**YOUR OBJECTIVE:**
Starting with the first line of the listing, quote each line exactly until and including the one with "string; doc: string;", leaving pictures out.
######
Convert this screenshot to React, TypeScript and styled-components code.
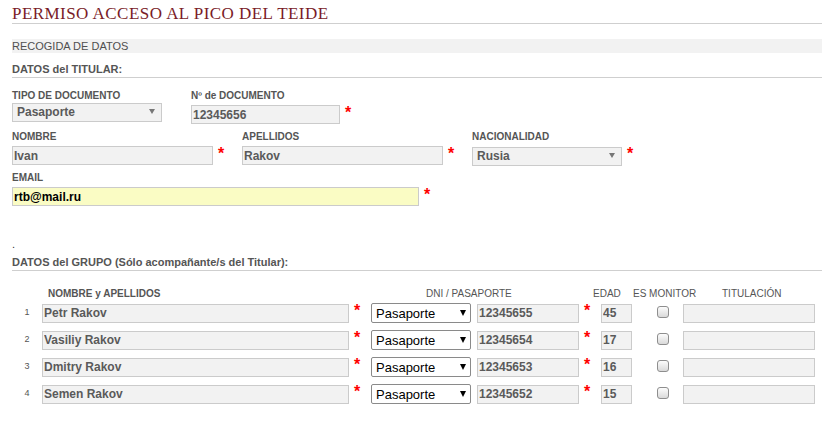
import React from "react"
import styled, { createGlobalStyle } from "styled-components"

const GlobalStyle = createGlobalStyle`
  body {
    margin: 0;
    background: #fff;
    font-family: "Liberation Sans", Arial, sans-serif;
  }
  * { box-sizing: border-box; }
`

type Member = { name: string; doc: string; age: string }

const members: Member[] = [
  { name: "Petr Rakov", doc: "12345655", age: "45" },
  { name: "Vasiliy Rakov", doc: "12345654", age: "17" },
  { name: "Dmitry Rakov", doc: "12345653", age: "16" },
  { name: "Semen Rakov", doc: "12345652", age: "15" },
]

export default function App() {
  return (
    <React.Fragment>
      <GlobalStyle />
      <Page>
        <Title>PERMISO ACCESO AL PICO DEL TEIDE</Title>
        <StepBar>RECOGIDA DE DATOS</StepBar>

        <SectionTitle $top={10}>DATOS del TITULAR:</SectionTitle>
        <Form>
          <FieldRow>
            <Field>
              <Label>TIPO DE DOCUMENTO</Label>
              <Control $offset={0}>
                <SelectBox $w={150}>
                  <PlainSelect defaultValue="Pasaporte">
                    <option>Pasaporte</option>
                    <option>DNI</option>
                  </PlainSelect>
                  <GreyArrow />
                </SelectBox>
                <Star $hidden>*</Star>
              </Control>
            </Field>
            <Field>
              <Label>Nº de DOCUMENTO</Label>
              <Control>
                <TextInput $w={149} defaultValue="12345656" />
                <Star>*</Star>
              </Control>
            </Field>
          </FieldRow>

          <FieldRow>
            <Field>
              <Label>NOMBRE</Label>
              <Control>
                <TextInput $w={201} defaultValue="Ivan" />
                <Star>*</Star>
              </Control>
            </Field>
            <Field>
              <Label>APELLIDOS</Label>
              <Control>
                <TextInput $w={201} defaultValue="Rakov" />
                <Star>*</Star>
              </Control>
            </Field>
            <Field>
              <Label>NACIONALIDAD</Label>
              <Control>
                <SelectBox $w={150}>
                  <PlainSelect defaultValue="Rusia">
                    <option>Rusia</option>
                    <option>España</option>
                  </PlainSelect>
                  <GreyArrow />
                </SelectBox>
                <Star>*</Star>
              </Control>
            </Field>
          </FieldRow>

          <FieldRow>
            <Field>
              <Label>EMAIL</Label>
              <Control>
                <TextInput $w={407} $focus defaultValue="rtb@mail.ru" />
                <Star>*</Star>
              </Control>
            </Field>
          </FieldRow>
        </Form>

        <DotLine>.</DotLine>

        <SectionTitle $top={5}>DATOS del GRUPO (Sólo acompañante/s del Titular):</SectionTitle>

        <GroupHead>
          <span />
          <HeadCell $bold>NOMBRE y APELLIDOS</HeadCell>
          <HeadCell>DNI / PASAPORTE</HeadCell>
          <HeadCell>EDAD</HeadCell>
          <HeadCell>ES MONITOR</HeadCell>
          <HeadCell>TITULACIÓN</HeadCell>
        </GroupHead>

        <GroupTable>
          {members.map((m, i) => (
            <GroupRow key={m.doc}>
              <RowNum>{i + 1}</RowNum>
              <TextInput $w={307} defaultValue={m.name} />
              <StarCell>*</StarCell>
              <DocSelectBox>
                <DocSelect defaultValue="Pasaporte">
                  <option>Pasaporte</option>
                  <option>DNI</option>
                </DocSelect>
                <BlackArrow />
              </DocSelectBox>
              <TextInput $w={102} defaultValue={m.doc} />
              <StarCell>*</StarCell>
              <TextInput $w={31} defaultValue={m.age} />
              <CheckCell>
                <Check type="checkbox" />
              </CheckCell>
              <TextInput $w={132} defaultValue="" />
            </GroupRow>
          ))}
        </GroupTable>
      </Page>
    </React.Fragment>
  )
}

const Page = styled.div`
  padding: 4px 0 0 12px;
  overflow: hidden;
`

const Title = styled.h1`
  margin: 0;
  font-family: "Liberation Serif", "Times New Roman", serif;
  font-weight: normal;
  font-size: 17px;
  line-height: 19px;
  letter-spacing: 0.45px;
  color: #7a1c28;
  border-bottom: 1px solid #cfcfcf;
`

const StepBar = styled.div`
  margin-top: 15px;
  height: 14px;
  line-height: 14px;
  background: #f2f2f2;
  font-size: 11px;
  color: #4f4f4f;
`

const SectionTitle = styled.h2<{ $top: number }>`
  margin: ${p => p.$top}px 0 0;
  font-size: 11px;
  line-height: 13px;
  font-weight: bold;
  color: #555;
  padding-bottom: 1px;
  border-bottom: 1px solid #cfcfcf;
`

const Form = styled.div`
  margin-top: 12px;
  display: flex;
  flex-direction: column;
  gap: 7px;
`

const FieldRow = styled.div`
  display: flex;
  gap: 17px;
`

const Field = styled.div`
  display: flex;
  flex-direction: column;
`

const Label = styled.label`
  font-size: 10px;
  line-height: 12px;
  font-weight: bold;
  color: #555;
`

const Control = styled.div<{ $offset?: number }>`
  display: flex;
  align-items: flex-start;
  margin-top: ${p => p.$offset ?? 3}px;
`

const Star = styled.span<{ $hidden?: boolean }>`
  width: 7px;
  margin-left: 5px;
  font-size: 16px;
  line-height: 16px;
  font-weight: bold;
  color: #f00;
  visibility: ${p => (p.$hidden ? "hidden" : "visible")};
`

const TextInput = styled.input<{ $w: number; $focus?: boolean }>`
  width: ${p => p.$w}px;
  height: 19px;
  margin: 0;
  padding: 0 1px;
  border: 1px solid #cbcbcb;
  border-radius: 0;
  background: ${p => (p.$focus ? "#fafcc4" : "#f2f2f2")};
  font-family: "Liberation Sans", Arial, sans-serif;
  font-size: 12px;
  font-weight: bold;
  color: ${p => (p.$focus ? "#000" : "#5a5a5a")};
  outline: none;
`

const SelectBox = styled.div<{ $w: number }>`
  position: relative;
  width: ${p => p.$w}px;
  height: 19px;
`

const PlainSelect = styled.select`
  appearance: none;
  width: 100%;
  height: 100%;
  margin: 0;
  padding: 0 0 0 4px;
  border: 1px solid #cbcbcb;
  border-radius: 0;
  background: #f2f2f2;
  font-family: "Liberation Sans", Arial, sans-serif;
  font-size: 12px;
  font-weight: bold;
  color: #5a5a5a;
  outline: none;
`

const GreyArrow = styled.span`
  position: absolute;
  right: 7px;
  top: 7px;
  width: 0;
  height: 0;
  border-left: 3px solid transparent;
  border-right: 3px solid transparent;
  border-top: 5px solid #777;
  pointer-events: none;
`

const DotLine = styled.p`
  margin: 32px 0 0;
  font-size: 11px;
  line-height: 13px;
  color: #333;
`

const GroupHead = styled.div`
  margin-top: 17px;
  display: grid;
  grid-template-columns: 36px 378px 167px 40px 89px auto;
  font-size: 10px;
  line-height: 12px;
  color: #555;
`

const HeadCell = styled.span<{ $bold?: boolean }>`
  font-weight: ${p => (p.$bold ? "bold" : "normal")};
  white-space: nowrap;
`

const GroupTable = styled.div`
  margin-top: 3px;
  display: flex;
  flex-direction: column;
  gap: 7px;
`

const GroupRow = styled.div`
  display: grid;
  grid-template-columns: 30px 307px 22px 106px 102px 22px 31px 51px 132px;
  height: 20px;
  align-items: center;
`

const RowNum = styled.span`
  text-align: center;
  font-size: 9px;
  line-height: 10px;
  color: #555;
  margin-top: -2px;
`

const StarCell = styled.span`
  align-self: start;
  padding-left: 5px;
  font-size: 16px;
  line-height: 16px;
  font-weight: bold;
  color: #f00;
`

const DocSelectBox = styled.div`
  position: relative;
  width: 100px;
  height: 20px;
`

const DocSelect = styled.select`
  appearance: none;
  width: 100%;
  height: 100%;
  margin: 0;
  padding: 0 0 0 4px;
  border: 1px solid #8a8a8a;
  border-radius: 2px;
  background: #fff;
  font-family: "Liberation Sans", Arial, sans-serif;
  font-size: 13px;
  color: #000;
  outline: none;
`

const BlackArrow = styled.span`
  position: absolute;
  right: 5px;
  top: 7px;
  width: 0;
  height: 0;
  border-left: 3.5px solid transparent;
  border-right: 3.5px solid transparent;
  border-top: 6px solid #000;
  pointer-events: none;
`

const CheckCell = styled.span`
  display: flex;
  align-self: start;
  padding: 3px 0 0 25px;
`

const Check = styled.input`
  appearance: none;
  width: 12px;
  height: 12px;
  margin: 0;
  border: 1px solid #8e8e8e;
  border-radius: 3px;
  background: linear-gradient(#fcfcfc, #d9d9d9);
`
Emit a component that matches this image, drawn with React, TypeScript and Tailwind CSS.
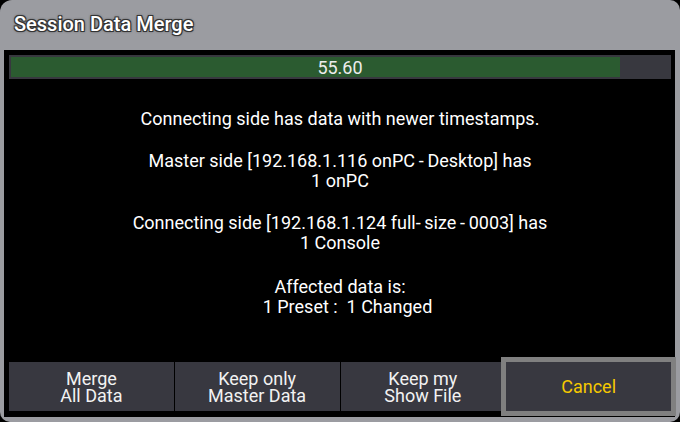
export default function App() {
  const font = { fontFamily: "Roboto, 'Noto Sans', sans-serif" }
  return (
    <div className="w-[680px] h-[422px] bg-black" style={font}>
      <div className="h-full rounded-[10px] rounded-tl-[12px] bg-[#9b9ca1] flex flex-col pl-[4px] pr-[5px] pb-[5px]">
        {/* Title */}
        <div className="h-[50px] flex items-center pl-[10px] pb-[2px]">
          <span className="text-[20px] font-medium text-white [text-shadow:-1px_-1px_0_#333,1px_-1px_0_#333,-1px_1px_0_#333,1px_1px_0_#333,0_0_3px_#000]">
            Session Data Merge
          </span>
        </div>

        {/* Body */}
        <div className="flex-1 bg-black flex flex-col pt-[5px] pl-[5px] pr-[4px] pb-[6px]">
          <div className="relative h-[24px] bg-[#38383f] p-[2px]">
            <div className="h-full w-[609px] bg-[#2b5b30]"></div>
            <div className="absolute inset-0 flex items-center justify-center text-[18px] text-[#ececec]">
              55.60
            </div>
          </div>

          <div className="flex-1 flex flex-col items-center text-white text-[18px] leading-[20px] text-center pt-[30px]">
            <p>Connecting side has data with newer timestamps.</p>
            <p className="mt-[22px]">
              Master side [192.168.1.116 onPC{"\u2009-\u2009"}Desktop] has
              <br />1 onPC
            </p>
            <p className="mt-[22px]">
              Connecting side [192.168.1.124 full-{"\u2009"}size{"\u2009-\u2009"}0003] has
              <br />1 Console
            </p>
            <p className="mt-[24px] flex flex-col items-center">
              <span>Affected data is:</span>
              <span className="whitespace-pre pl-[15px]">1 Preset :  1 Changed</span>
            </p>
          </div>

          <div className="grid grid-cols-4 gap-px h-[49px] text-[18px] leading-[17px] text-[#f2f2f2]">
            <button className="bg-[#383840] flex flex-col items-center justify-center">
              <span>Merge</span>
              <span>All Data</span>
            </button>
            <button className="bg-[#383840] flex flex-col items-center justify-center">
              <span>Keep only</span>
              <span>Master Data</span>
            </button>
            <button className="bg-[#383840] flex flex-col items-center justify-center">
              <span>Keep my</span>
              <span>Show File</span>
            </button>
            <button className="bg-[#383840] flex items-center justify-center text-[#f5c800] outline-[5px] outline-solid outline-[#808080]">
              Cancel
            </button>
          </div>
        </div>
      </div>
    </div>
  )
}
######
**EXERCISE OUTPUT:**
Convert this screenshot to React, TypeScript and styled-components code.
import React from "react"
import styled, { createGlobalStyle } from "styled-components"

const GlobalStyle = createGlobalStyle`
  body {
    margin: 0;
    background: #fff;
    font-family: "Liberation Sans", Arial, sans-serif;
  }
  * { box-sizing: border-box; }
`

type Member = { name: string; doc: string; age: string }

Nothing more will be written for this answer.